There might be some benefits to an engine multiculture; with so many engines derived from Chromium or Webkit, one could make a technical argument that maintaining Gecko as third choice has merit. I find that argument to be weak. Gecko has been around for longer than the other two and it isn't remarkably better (and seems to fall on its face quite often relative to alternatives). What if it's just a tech stack whose time has come and gone? How many resources are we wasting propping up an old stack that could be used to build, perhaps, a fourth option? Or solve existing problems in the other two? There's this vague hand-wavy assumption that Firefox represents "the open way of doing things" (odd when it's also maintained by a corporation, like the alternatives), but I don't see it as particularly more open than the other options.
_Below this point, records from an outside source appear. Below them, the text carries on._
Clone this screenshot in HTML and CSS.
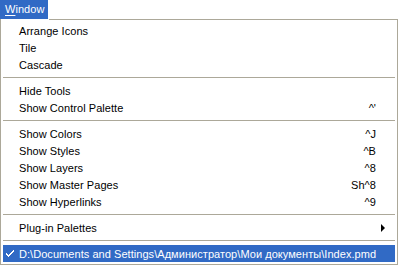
FILE: index.html
```html
<!DOCTYPE html>
<html>
<head>
<meta charset="utf-8">
<link rel="stylesheet" href="styles.css">
</head>
<body>
<div class="menubar"><span class="title"><u>W</u>indow</span></div>
<div class="menu">
  <div class="item"><span class="label">Arrange Icons</span></div>
  <div class="item"><span class="label">Tile</span></div>
  <div class="item"><span class="label">Cascade</span></div>
  <div class="sep"></div>
  <div class="item"><span class="label">Hide Tools</span></div>
  <div class="item"><span class="label">Show Control Palette</span><span class="key">^'</span></div>
  <div class="sep"></div>
  <div class="item"><span class="label">Show Colors</span><span class="key">^J</span></div>
  <div class="item"><span class="label">Show Styles</span><span class="key">^B</span></div>
  <div class="item"><span class="label">Show Layers</span><span class="key">^8</span></div>
  <div class="item"><span class="label">Show Master Pages</span><span class="key">Sh^8</span></div>
  <div class="item"><span class="label">Show Hyperlinks</span><span class="key">^9</span></div>
  <div class="sep"></div>
  <div class="item"><span class="label">Plug-in Palettes</span><span class="arrow"></span></div>
  <div class="sep"></div>
  <div class="item selected">
    <svg class="check" width="8" height="7" viewBox="0 0 8 7"><path d="M0 3h1v1h1v1h1V4h1V3h1V2h1V1h1V0h1v2H7v1H6v1H5v1H4v1H3v1H2V6H1V5H0z" fill="#fff"/></svg>
    <span class="label">D:\Documents and Settings\Администратор\Мои документы\Index.pmd</span>
  </div>
</div>
</body>
</html>
```
FILE: styles.css
```css
html, body {
  margin: 0;
  padding: 0;
  background: #fff;
}
body {
  width: 398px;
  height: 265px;
  overflow: hidden;
  font-family: "Liberation Sans", "DejaVu Sans", sans-serif;
  font-size: 11px;
  letter-spacing: 0.05px;
  color: #000;
}
.menubar {
  height: 19px;
  display: flex;
}
.title {
  width: 48px;
  height: 19px;
  box-sizing: border-box;
  padding-left: 5px;
  line-height: 19px;
  background: #316ac5;
  color: #fff;
}
.title u {
  text-decoration-thickness: 1px;
  text-underline-offset: 2px;
}
.menu {
  position: relative;
  height: 246px;
  box-sizing: border-box;
  border: 1px solid #aca899;
  padding: 2px;
  display: flex;
  flex-direction: column;
}
.menu::before {
  content: "";
  position: absolute;
  left: 0;
  top: -1px;
  width: 48px;
  height: 1px;
  background: #fff;
}
.item {
  height: 17px;
  display: flex;
  align-items: center;
  padding-left: 16px;
  padding-right: 19px;
  position: relative;
}
.label {
  flex: 1;
  white-space: nowrap;
}
.key {
  white-space: nowrap;
}
.arrow {
  width: 0;
  height: 0;
  border-top: 4px solid transparent;
  border-bottom: 4px solid transparent;
  border-left: 4px solid #000;
  margin-right: -9px;
}
.sep {
  height: 9px;
  display: flex;
  align-items: center;
}
.sep::after {
  content: "";
  flex: 1;
  height: 1px;
  background: #aca899;
}
.selected {
  background: #316ac5;
  color: #fff;
}
.check {
  position: absolute;
  left: 3px;
  top: 5px;
}
```
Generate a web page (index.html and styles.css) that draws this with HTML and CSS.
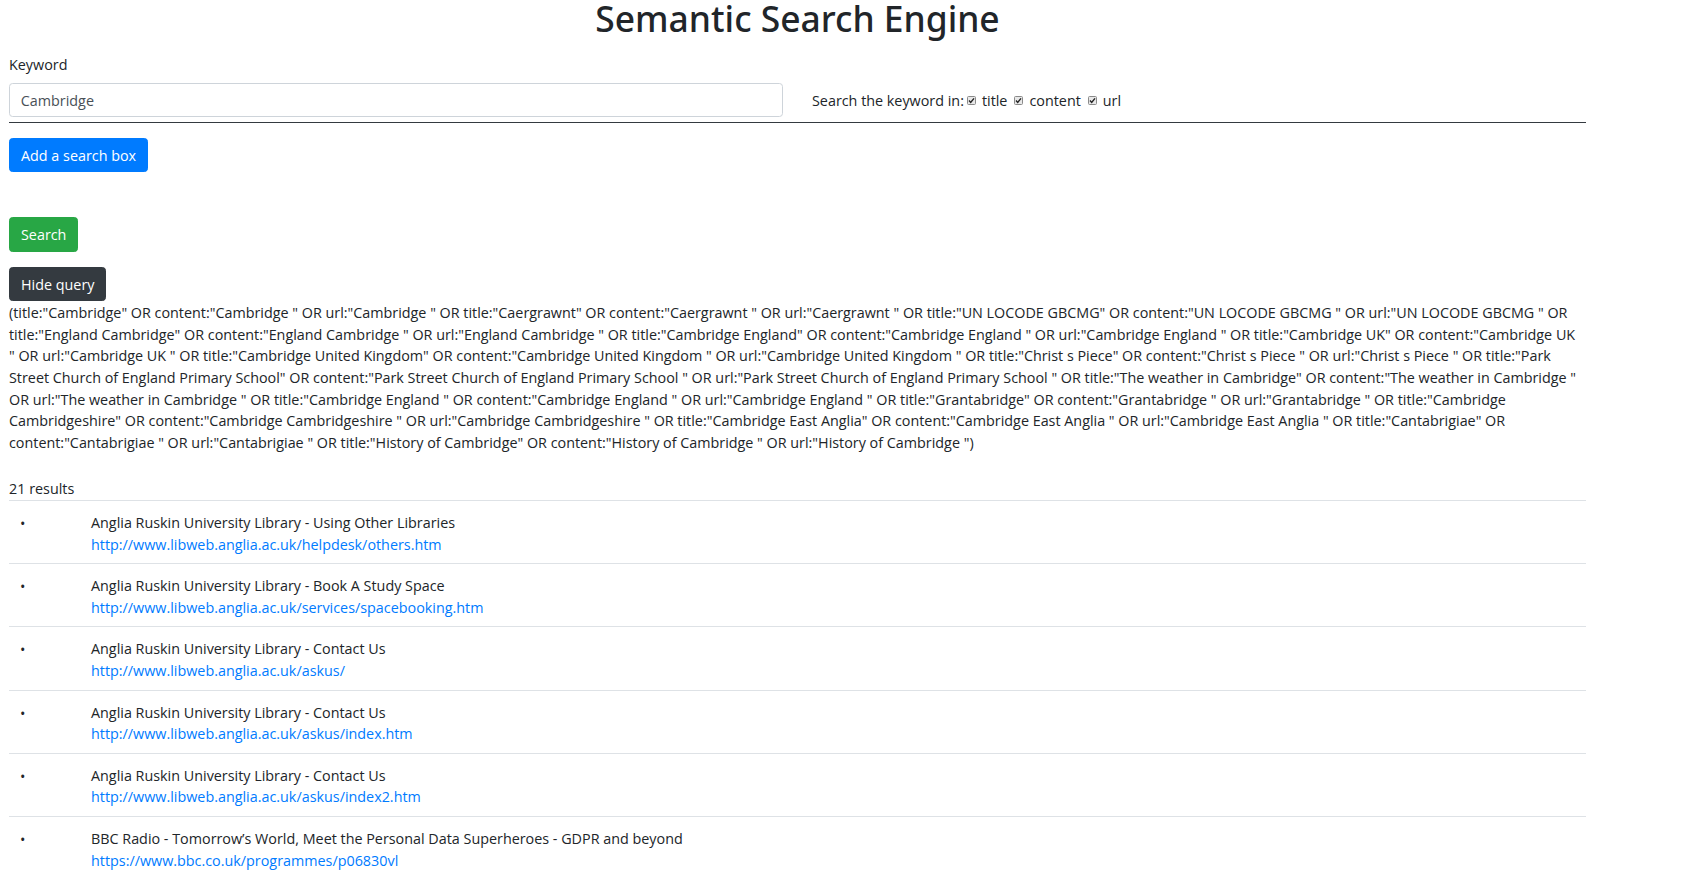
FILE: index.html
```html
<!DOCTYPE html>
<html lang="en">
<head>
<meta charset="utf-8">
<title>Semantic Search Engine</title>
<link rel="stylesheet" href="styles.css">
</head>
<body>
<div class="container">
  <h1 class="title">Semantic Search Engine</h1>

  <form class="search-form">
    <label class="field-label" for="kw">Keyword</label>
    <div class="keyword-row">
      <input id="kw" class="text-input" type="text" value="Cambridge">
      <div class="fields">
        <span class="fields-lead">Search the keyword in:</span>
        <span class="opt">
          <svg class="cb" width="9" height="9" viewBox="0 0 9 9"><rect x="0.5" y="0.5" width="8" height="8" rx="1" fill="#e8e8e8" stroke="#8a8a8a"/><path d="M2 4.6 L3.7 6.4 L7 2.4" fill="none" stroke="#222" stroke-width="1.4"/></svg>
          <span>title</span>
        </span>
        <span class="opt">
          <svg class="cb" width="9" height="9" viewBox="0 0 9 9"><rect x="0.5" y="0.5" width="8" height="8" rx="1" fill="#e8e8e8" stroke="#8a8a8a"/><path d="M2 4.6 L3.7 6.4 L7 2.4" fill="none" stroke="#222" stroke-width="1.4"/></svg>
          <span>content</span>
        </span>
        <span class="opt">
          <svg class="cb" width="9" height="9" viewBox="0 0 9 9"><rect x="0.5" y="0.5" width="8" height="8" rx="1" fill="#e8e8e8" stroke="#8a8a8a"/><path d="M2 4.6 L3.7 6.4 L7 2.4" fill="none" stroke="#222" stroke-width="1.4"/></svg>
          <span>url</span>
        </span>
      </div>
    </div>
    <hr class="rule">
    <button type="button" class="btn btn-blue">Add a search box</button>
    <button type="button" class="btn btn-green">Search</button>
  </form>

  <button type="button" class="btn btn-dark">Hide query</button>
  <p class="query">(title:"Cambridge" OR content:"Cambridge " OR url:"Cambridge " OR title:"Caergrawnt" OR content:"Caergrawnt " OR url:"Caergrawnt " OR title:"UN LOCODE GBCMG" OR content:"UN LOCODE GBCMG " OR url:"UN LOCODE GBCMG " OR<br>title:"England Cambridge" OR content:"England Cambridge " OR url:"England Cambridge " OR title:"Cambridge England" OR content:"Cambridge England " OR url:"Cambridge England " OR title:"Cambridge UK" OR content:"Cambridge UK<br>" OR url:"Cambridge UK " OR title:"Cambridge United Kingdom" OR content:"Cambridge United Kingdom " OR url:"Cambridge United Kingdom " OR title:"Christ s Piece" OR content:"Christ s Piece " OR url:"Christ s Piece " OR title:"Park<br>Street Church of England Primary School" OR content:"Park Street Church of England Primary School " OR url:"Park Street Church of England Primary School " OR title:"The weather in Cambridge" OR content:"The weather in Cambridge "<br>OR url:"The weather in Cambridge " OR title:"Cambridge England " OR content:"Cambridge England " OR url:"Cambridge England " OR title:"Grantabridge" OR content:"Grantabridge " OR url:"Grantabridge " OR title:"Cambridge<br>Cambridgeshire" OR content:"Cambridge Cambridgeshire " OR url:"Cambridge Cambridgeshire " OR title:"Cambridge East Anglia" OR content:"Cambridge East Anglia " OR url:"Cambridge East Anglia " OR title:"Cantabrigiae" OR<br>content:"Cantabrigiae " OR url:"Cantabrigiae " OR title:"History of Cambridge" OR content:"History of Cambridge " OR url:"History of Cambridge ")</p>

  <div class="count">21 results</div>
  <ul class="results">
    <li class="result"><span class="dot">•</span><div class="result-body"><div class="result-title">Anglia Ruskin University Library - Using Other Libraries</div><a class="result-link" href="#">http://www.libweb.anglia.ac.uk/helpdesk/others.htm</a></div></li>
    <li class="result"><span class="dot">•</span><div class="result-body"><div class="result-title">Anglia Ruskin University Library - Book A Study Space</div><a class="result-link" href="#">http://www.libweb.anglia.ac.uk/services/spacebooking.htm</a></div></li>
    <li class="result"><span class="dot">•</span><div class="result-body"><div class="result-title">Anglia Ruskin University Library - Contact Us</div><a class="result-link" href="#">http://www.libweb.anglia.ac.uk/askus/</a></div></li>
    <li class="result"><span class="dot">•</span><div class="result-body"><div class="result-title">Anglia Ruskin University Library - Contact Us</div><a class="result-link" href="#">http://www.libweb.anglia.ac.uk/askus/index.htm</a></div></li>
    <li class="result"><span class="dot">•</span><div class="result-body"><div class="result-title">Anglia Ruskin University Library - Contact Us</div><a class="result-link" href="#">http://www.libweb.anglia.ac.uk/askus/index2.htm</a></div></li>
    <li class="result"><span class="dot">•</span><div class="result-body"><div class="result-title">BBC Radio - Tomorrow’s World, Meet the Personal Data Superheroes - GDPR and beyond</div><a class="result-link" href="#">https://www.bbc.co.uk/programmes/p06830vl</a></div></li>
  </ul>
</div>
</body>
</html>
```
FILE: styles.css
```css
* { box-sizing: border-box; }

html, body {
  margin: 0;
  padding: 0;
  background: #fff;
}

body {
  font-family: "Open Sans", "Noto Sans", sans-serif;
  font-size: 14.35px;
  line-height: 21.6px;
  color: #212529;
  overflow: hidden;
}

.container {
  width: 1577px;
  margin-left: 9px;
}

.title {
  font-family: "Noto Sans", "Open Sans", sans-serif;
  font-weight: 500;
  font-size: 35.4px;
  line-height: 36px;
  text-align: center;
  margin: 0 0 18.2px;
  color: #212529;
}

.search-form {
  margin: 0;
}

.field-label {
  display: block;
  margin-bottom: 7.2px;
}

.keyword-row {
  display: flex;
  align-items: center;
  height: 34px;
}

.text-input {
  width: 774px;
  height: 34px;
  flex: none;
  padding: 1px 10.8px 0;
  border: 1px solid #ced4da;
  border-radius: 3.6px;
  font-family: "Open Sans", sans-serif;
  font-size: 14.35px;
  color: #495057;
  background: #fff;
  outline: none;
}

.fields {
  display: flex;
  align-items: center;
  margin-left: 29px;
  padding-top: 1px;
}

.fields-lead {
  margin-right: 3px;
}

.opt {
  display: inline-flex;
  align-items: center;
  margin-right: 7px;
}

.cb {
  display: block;
  margin-right: 6px;
  flex: none;
}

.rule {
  border: 0;
  border-top: 1px solid #343a40;
  margin: 5px 0 15px;
  height: 0;
}

.btn {
  display: block;
  font-family: "Open Sans", sans-serif;
  font-size: 14.35px;
  line-height: 21.6px;
  padding: 6.2px 11px 4.6px;
  border: 1px solid transparent;
  border-radius: 3.6px;
  color: #fff;
  cursor: pointer;
}

.btn-blue {
  background: #007bff;
  border-color: #007bff;
  margin-bottom: 44.9px;
}

.btn-green {
  background: #28a745;
  border-color: #28a745;
  margin-bottom: 15.3px;
}

.btn-dark {
  background: #343a40;
  border-color: #343a40;
}

.query {
  margin: 1px 0 25px;
  white-space: nowrap;
}

.count {
  line-height: 21.6px;
}

.results {
  list-style: none;
  margin: 0;
  padding: 0;
}

.result {
  display: grid;
  grid-template-columns: 82px 1fr;
  border-top: 1px solid #dee2e6;
  padding: 11px 0 8px;
}

.dot {
  padding-left: 11px;
  font-size: 14.35px;
  line-height: 23px;
}

.result-link {
  color: #007bff;
  text-decoration: none;
}
```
I don't think I'm doing a disservice to the community by refraining from using jQuery and I don't think I'm doing a disservice to the community by refraining from going out of our way to support Firefox.

>Deanonymizing yourself just to appease cloudflare is not a valid solution. Any website should work in any browser out of the box. If they don't, the website is broken.

I totally agree with you. I think maybe an upper limit per ip (maybe a bit higher for tor ips) would be need to prevent DoS type attacks.